When analyzing client data in Google Analytics or your own website data, it’s important to exclude your own internal traffic and focus on external customers’ behavior. Company traffic can greatly skew sessions, page views, and conversion rates. This can make a big impact on website data. One solution to filter out internal traffic is to exclude your company IP address.
First, identify your IP address.
Google makes this simple. All you need to do is Google “What is my IP” and you’ll see your public IP address. You must use your public IP address, not your local IP address, as this is the address Google uses for filtering.
Excluding a singular IP address for the company is only a simple solution if your company has a static IP address. Both IPv4 and IPv6 can be submitted to the filter. Your company might also have a range of IP addresses or a subnet.
Create a filter in Google Analytics.
To create a filtered view in Google Analytics, you need to have Edit permission for the account. Then, from the Admin tab you’ll want to create a new view for “No Internal Traffic”. This is suggested so that you have one unfiltered account view just in case. Once you’ve created the “No Internal Traffic” view, click on ‘Filters’ and ‘+Add Filter’.
Next, name the filter for your own categorization to mark the exclusion of company traffic IP addresses. Select ‘Predefined’ as the Filter Type. Then choose ‘Exclude’ from the Predefined filter types. For source, select ‘traffic from the IP addresses’ from the Select Source or Destination menu.

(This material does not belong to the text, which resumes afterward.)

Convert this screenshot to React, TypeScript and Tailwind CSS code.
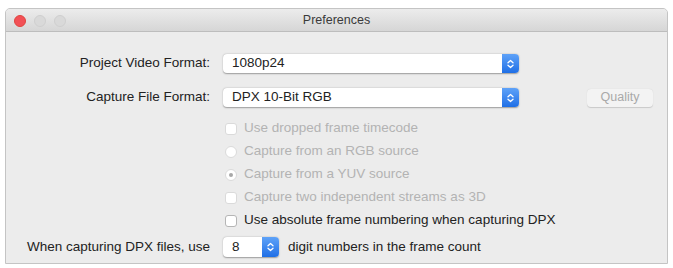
import React from "react";

const font = { fontFamily: '"Liberation Sans", Arial, sans-serif' };

function Stepper({ w = "w-[17px]" }: { w?: string }) {
  return (
    <div className={`${w} h-full rounded-r-[4px] bg-gradient-to-b from-[#5ea2f8] to-[#1e6fe6] flex items-center justify-center`}>
      <svg width="7" height="10" viewBox="0 0 7 10" fill="none" stroke="white" strokeWidth="1.3" strokeLinecap="round" strokeLinejoin="round">
        <path d="M1 3.8 L3.5 1.5 L6 3.8" />
        <path d="M1 6.2 L3.5 8.5 L6 6.2" />
      </svg>
    </div>
  );
}

function Select({ value }: { value: string }) {
  return (
    <div className="w-[296px] h-[19px] flex rounded-[4px] shadow-[0_0.5px_1.5px_rgba(0,0,0,0.35)] bg-white">
      <div className="flex-1 flex items-center pl-[9px] text-[13.5px] text-[#222]">{value}</div>
      <div className="w-[2px] bg-white" />
      <Stepper />
    </div>
  );
}

function Check({ label, disabled, radio, checked }: { label: string; disabled?: boolean; radio?: boolean; checked?: boolean }) {
  return (
    <div className="h-[23px] flex items-center">
      <div
        className={`w-[12px] h-[12px] ml-[2px] flex items-center justify-center bg-white ${radio ? "rounded-full" : "rounded-[3px]"} ${
          disabled ? "border border-[#dadada]" : "border border-[#b5b5b5]"
        }`}
      >
        {checked && <div className="w-[4px] h-[4px] rounded-full bg-[#a8a8a8]" />}
      </div>
      <span className={`ml-[7px] text-[13.5px] ${disabled ? "text-[#b3b3b3]" : "text-[#222]"}`}>{label}</span>
    </div>
  );
}

export default function App() {
  return (
    <div className="w-[673px] h-[268px] bg-white pt-[8px] pl-[5px]" style={font}>
      <div className="w-[663px] h-[256px] flex flex-col bg-[#ececec] border border-[#c4c4c4] rounded-t-[5px] overflow-hidden">
        <div className="h-[23px] shrink-0 relative flex items-center justify-center bg-gradient-to-b from-[#ececec] to-[#d6d6d6] border-b border-[#bdbdbd]">
          <div className="absolute left-[8px] top-[6px] flex gap-[8px]">
            <div className="w-[12px] h-[12px] rounded-full bg-[#f25056] border border-[#e0443e]" />
            <div className="w-[12px] h-[12px] rounded-full bg-[#d9d9d9] border border-[#cfcfcf]" />
            <div className="w-[12px] h-[12px] rounded-full bg-[#d9d9d9] border border-[#cfcfcf]" />
          </div>
          <span className="text-[12.5px] text-[#3a3a3a]">Preferences</span>
        </div>

        <div className="flex flex-col pt-[22px]">
          <div className="flex items-center h-[19px]">
            <div className="w-[204px] text-right text-[13.5px] text-[#222]">Project Video Format:</div>
            <div className="ml-[13px]">
              <Select value="1080p24" />
            </div>
          </div>
          <div className="flex items-center h-[19px] mt-[15px]">
            <div className="w-[204px] text-right text-[13.5px] text-[#222]">Capture File Format:</div>
            <div className="ml-[13px]">
              <Select value="DPX 10-Bit RGB" />
            </div>
            <div className="ml-[68px] w-[66px] h-[18px] flex items-center justify-center rounded-[4px] bg-[#f3f3f3] shadow-[0_0.5px_1px_rgba(0,0,0,0.15)] text-[12.5px] text-[#a9a9a9]">
              Quality
            </div>
          </div>

          <div className="flex flex-col pl-[217px] mt-[10px]">
            <Check label="Use dropped frame timecode" disabled />
            <Check label="Capture from an RGB source" disabled radio />
            <Check label="Capture from a YUV source" disabled radio checked />
            <Check label="Capture two independent streams as 3D" disabled />
            <Check label="Use absolute frame numbering when capturing DPX" />
          </div>

          <div className="flex items-center h-[20px] mt-[5px]">
            <div className="w-[204px] text-right text-[13.5px] text-[#222]">When capturing DPX files, use</div>
            <div className="ml-[13px] w-[56px] h-[20px] flex rounded-[4px] bg-white shadow-[0_0.5px_1.5px_rgba(0,0,0,0.35)]">
              <div className="flex-1 flex items-center pl-[9px] text-[13.5px] text-[#222]">8</div>
              <Stepper />
            </div>
            <span className="ml-[9px] text-[13.5px] text-[#222]">digit numbers in the frame count</span>
          </div>
        </div>
      </div>
    </div>
  );
}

For singular static IP addresses: select ‘that are equal to’ from the expression menu.
For a subnet of IP addresses: select ‘that begin with’ from the expression menu.
For a range of IP addresses: create a custom filter to exclude IP addresses. You’ll then submit your range of IP addresses in regular expression form in the Filter Pattern box.
Verify Your Filter.
Once you have the filter view set up in Analytics, you’ll want to check to make sure that it worked. You can do this by monitoring traffic in the filtered view or by using the Google Tag Assistant Chrome extension. There you have it: clean data without employee traffic interference!
Remember that the filtered view only applies from the start of filter onward. It does not apply to historical traffic.